Task to carry out
Gather every line holding the string "components".

++++++++++++++++++++

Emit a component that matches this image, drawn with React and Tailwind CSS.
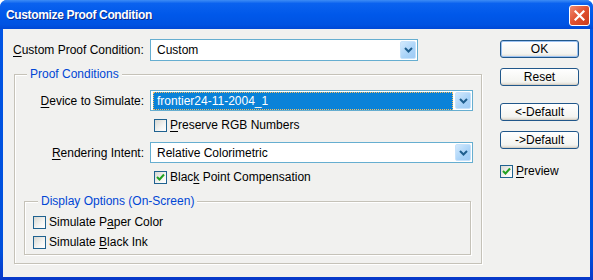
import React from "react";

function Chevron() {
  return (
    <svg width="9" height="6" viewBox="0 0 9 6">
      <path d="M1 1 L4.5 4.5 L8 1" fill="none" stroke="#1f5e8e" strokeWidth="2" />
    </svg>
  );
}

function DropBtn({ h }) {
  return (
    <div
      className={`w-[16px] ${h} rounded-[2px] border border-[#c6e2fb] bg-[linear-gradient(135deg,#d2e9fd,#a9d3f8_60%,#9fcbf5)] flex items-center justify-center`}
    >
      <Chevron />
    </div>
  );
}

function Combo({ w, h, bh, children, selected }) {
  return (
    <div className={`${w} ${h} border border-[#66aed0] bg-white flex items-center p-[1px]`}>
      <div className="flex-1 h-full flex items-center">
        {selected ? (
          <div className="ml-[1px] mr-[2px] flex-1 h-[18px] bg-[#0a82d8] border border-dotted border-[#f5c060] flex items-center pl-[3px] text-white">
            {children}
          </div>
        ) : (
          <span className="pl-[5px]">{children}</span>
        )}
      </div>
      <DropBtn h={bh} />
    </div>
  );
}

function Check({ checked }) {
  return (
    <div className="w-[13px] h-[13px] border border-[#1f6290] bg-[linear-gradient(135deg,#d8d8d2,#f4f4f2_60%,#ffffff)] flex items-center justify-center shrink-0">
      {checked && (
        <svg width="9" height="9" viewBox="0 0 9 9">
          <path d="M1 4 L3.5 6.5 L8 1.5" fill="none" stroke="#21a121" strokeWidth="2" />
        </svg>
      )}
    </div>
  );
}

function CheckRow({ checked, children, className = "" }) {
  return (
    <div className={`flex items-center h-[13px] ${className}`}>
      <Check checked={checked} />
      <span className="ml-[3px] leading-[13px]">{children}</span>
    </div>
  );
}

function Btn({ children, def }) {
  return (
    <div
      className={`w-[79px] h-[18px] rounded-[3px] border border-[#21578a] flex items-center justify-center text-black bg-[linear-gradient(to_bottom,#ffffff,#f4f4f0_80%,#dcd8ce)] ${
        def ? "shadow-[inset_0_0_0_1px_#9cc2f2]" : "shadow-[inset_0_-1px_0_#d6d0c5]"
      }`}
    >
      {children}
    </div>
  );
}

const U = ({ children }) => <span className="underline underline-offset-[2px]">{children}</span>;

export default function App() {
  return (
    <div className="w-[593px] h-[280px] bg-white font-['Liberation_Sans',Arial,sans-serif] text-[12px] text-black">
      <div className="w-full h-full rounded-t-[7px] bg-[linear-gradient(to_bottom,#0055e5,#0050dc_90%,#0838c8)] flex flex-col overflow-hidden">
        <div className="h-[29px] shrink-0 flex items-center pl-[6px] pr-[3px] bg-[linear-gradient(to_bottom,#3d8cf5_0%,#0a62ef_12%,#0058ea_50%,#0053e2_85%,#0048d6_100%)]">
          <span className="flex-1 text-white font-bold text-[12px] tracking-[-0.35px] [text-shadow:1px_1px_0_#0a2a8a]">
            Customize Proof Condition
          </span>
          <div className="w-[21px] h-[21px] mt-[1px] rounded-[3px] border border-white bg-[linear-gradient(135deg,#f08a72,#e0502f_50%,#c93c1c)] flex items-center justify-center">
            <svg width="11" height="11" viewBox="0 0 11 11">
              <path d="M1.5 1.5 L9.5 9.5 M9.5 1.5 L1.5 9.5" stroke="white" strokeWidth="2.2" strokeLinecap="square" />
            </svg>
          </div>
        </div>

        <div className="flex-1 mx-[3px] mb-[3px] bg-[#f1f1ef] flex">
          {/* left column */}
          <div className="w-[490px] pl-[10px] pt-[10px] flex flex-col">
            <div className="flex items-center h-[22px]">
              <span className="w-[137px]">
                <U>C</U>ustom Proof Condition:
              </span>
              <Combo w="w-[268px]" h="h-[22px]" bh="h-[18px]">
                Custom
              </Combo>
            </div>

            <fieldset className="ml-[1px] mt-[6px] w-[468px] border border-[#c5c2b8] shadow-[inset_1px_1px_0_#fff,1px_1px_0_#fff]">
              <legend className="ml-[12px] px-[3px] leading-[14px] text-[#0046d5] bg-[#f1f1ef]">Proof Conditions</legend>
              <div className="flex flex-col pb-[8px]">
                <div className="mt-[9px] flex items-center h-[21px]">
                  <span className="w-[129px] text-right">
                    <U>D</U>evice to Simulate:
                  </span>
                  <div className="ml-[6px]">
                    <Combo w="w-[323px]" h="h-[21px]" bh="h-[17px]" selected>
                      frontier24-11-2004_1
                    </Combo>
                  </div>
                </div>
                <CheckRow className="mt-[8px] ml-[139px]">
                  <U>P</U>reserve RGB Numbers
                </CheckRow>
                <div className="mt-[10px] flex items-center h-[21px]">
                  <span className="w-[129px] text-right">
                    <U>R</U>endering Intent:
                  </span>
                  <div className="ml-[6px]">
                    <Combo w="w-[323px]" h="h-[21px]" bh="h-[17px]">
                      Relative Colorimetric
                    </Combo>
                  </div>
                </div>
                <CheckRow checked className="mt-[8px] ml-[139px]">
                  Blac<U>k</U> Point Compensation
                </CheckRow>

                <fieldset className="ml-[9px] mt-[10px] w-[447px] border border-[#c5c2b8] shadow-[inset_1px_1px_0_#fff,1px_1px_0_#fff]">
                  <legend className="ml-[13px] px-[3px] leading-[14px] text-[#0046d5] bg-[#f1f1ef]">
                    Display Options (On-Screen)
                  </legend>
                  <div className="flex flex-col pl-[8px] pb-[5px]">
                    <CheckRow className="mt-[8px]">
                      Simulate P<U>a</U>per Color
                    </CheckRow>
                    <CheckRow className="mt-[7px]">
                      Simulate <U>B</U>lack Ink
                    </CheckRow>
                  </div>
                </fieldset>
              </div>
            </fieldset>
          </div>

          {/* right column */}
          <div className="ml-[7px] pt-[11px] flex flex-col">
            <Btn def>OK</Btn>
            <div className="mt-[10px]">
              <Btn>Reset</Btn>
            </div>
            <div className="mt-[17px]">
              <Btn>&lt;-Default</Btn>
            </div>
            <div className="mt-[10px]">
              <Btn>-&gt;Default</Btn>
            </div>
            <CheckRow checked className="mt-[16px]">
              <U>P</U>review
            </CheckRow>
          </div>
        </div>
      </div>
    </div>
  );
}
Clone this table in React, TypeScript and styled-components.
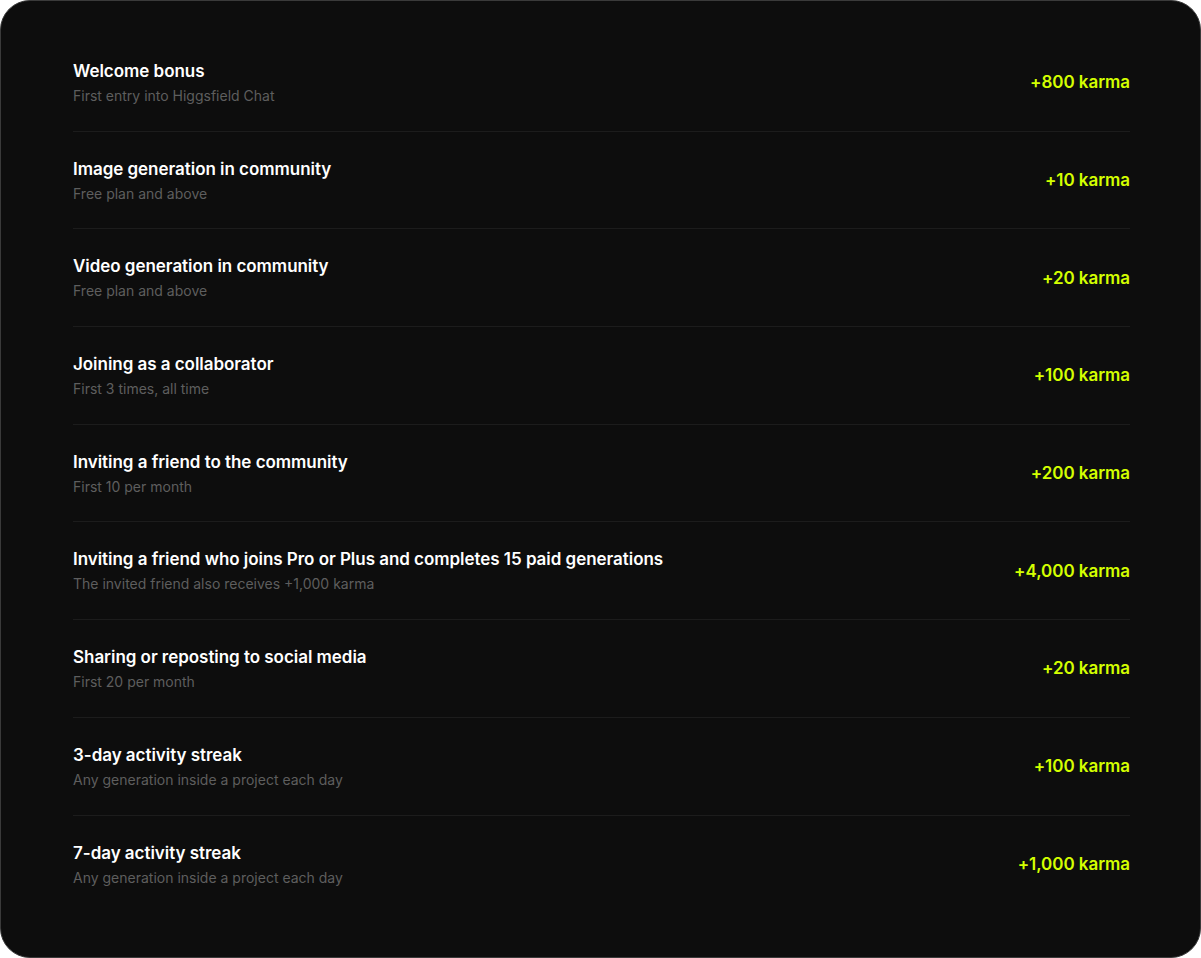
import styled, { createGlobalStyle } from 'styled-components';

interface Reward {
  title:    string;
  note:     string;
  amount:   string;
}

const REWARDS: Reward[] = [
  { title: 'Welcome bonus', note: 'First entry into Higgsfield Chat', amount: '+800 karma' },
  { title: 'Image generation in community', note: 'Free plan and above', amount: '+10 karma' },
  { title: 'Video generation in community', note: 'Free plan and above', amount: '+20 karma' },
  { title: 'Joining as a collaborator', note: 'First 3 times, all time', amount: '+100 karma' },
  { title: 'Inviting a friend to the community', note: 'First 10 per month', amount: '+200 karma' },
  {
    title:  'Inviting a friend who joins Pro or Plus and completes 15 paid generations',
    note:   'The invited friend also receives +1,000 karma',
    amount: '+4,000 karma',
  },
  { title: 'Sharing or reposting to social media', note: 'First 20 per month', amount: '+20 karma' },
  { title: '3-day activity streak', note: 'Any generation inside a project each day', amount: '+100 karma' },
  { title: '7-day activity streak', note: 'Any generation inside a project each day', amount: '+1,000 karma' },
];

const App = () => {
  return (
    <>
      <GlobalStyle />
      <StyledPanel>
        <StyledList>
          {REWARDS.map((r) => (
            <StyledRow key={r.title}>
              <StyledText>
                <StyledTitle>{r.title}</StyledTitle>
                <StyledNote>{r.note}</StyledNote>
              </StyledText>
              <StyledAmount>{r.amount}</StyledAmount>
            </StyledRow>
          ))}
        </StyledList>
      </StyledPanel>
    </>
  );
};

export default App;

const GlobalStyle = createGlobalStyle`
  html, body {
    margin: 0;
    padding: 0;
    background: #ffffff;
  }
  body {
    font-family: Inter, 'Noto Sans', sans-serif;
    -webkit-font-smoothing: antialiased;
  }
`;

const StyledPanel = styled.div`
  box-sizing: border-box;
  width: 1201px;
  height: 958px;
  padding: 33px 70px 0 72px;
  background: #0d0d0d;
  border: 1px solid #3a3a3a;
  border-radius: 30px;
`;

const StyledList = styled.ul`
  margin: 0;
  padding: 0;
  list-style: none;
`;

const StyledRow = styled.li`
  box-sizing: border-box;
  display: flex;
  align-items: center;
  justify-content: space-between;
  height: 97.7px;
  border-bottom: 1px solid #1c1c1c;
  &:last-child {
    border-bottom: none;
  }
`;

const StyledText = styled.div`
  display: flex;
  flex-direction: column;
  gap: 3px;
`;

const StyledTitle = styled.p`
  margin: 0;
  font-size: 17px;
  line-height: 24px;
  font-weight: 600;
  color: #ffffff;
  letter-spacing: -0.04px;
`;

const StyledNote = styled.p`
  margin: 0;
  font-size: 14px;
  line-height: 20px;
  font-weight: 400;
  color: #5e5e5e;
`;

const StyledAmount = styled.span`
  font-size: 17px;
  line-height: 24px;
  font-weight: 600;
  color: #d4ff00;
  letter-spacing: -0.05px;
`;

++++++++++++++++++++

Solution for this problem
Clone this table in React, TypeScript and styled-components.
import styled, { createGlobalStyle } from 'styled-components';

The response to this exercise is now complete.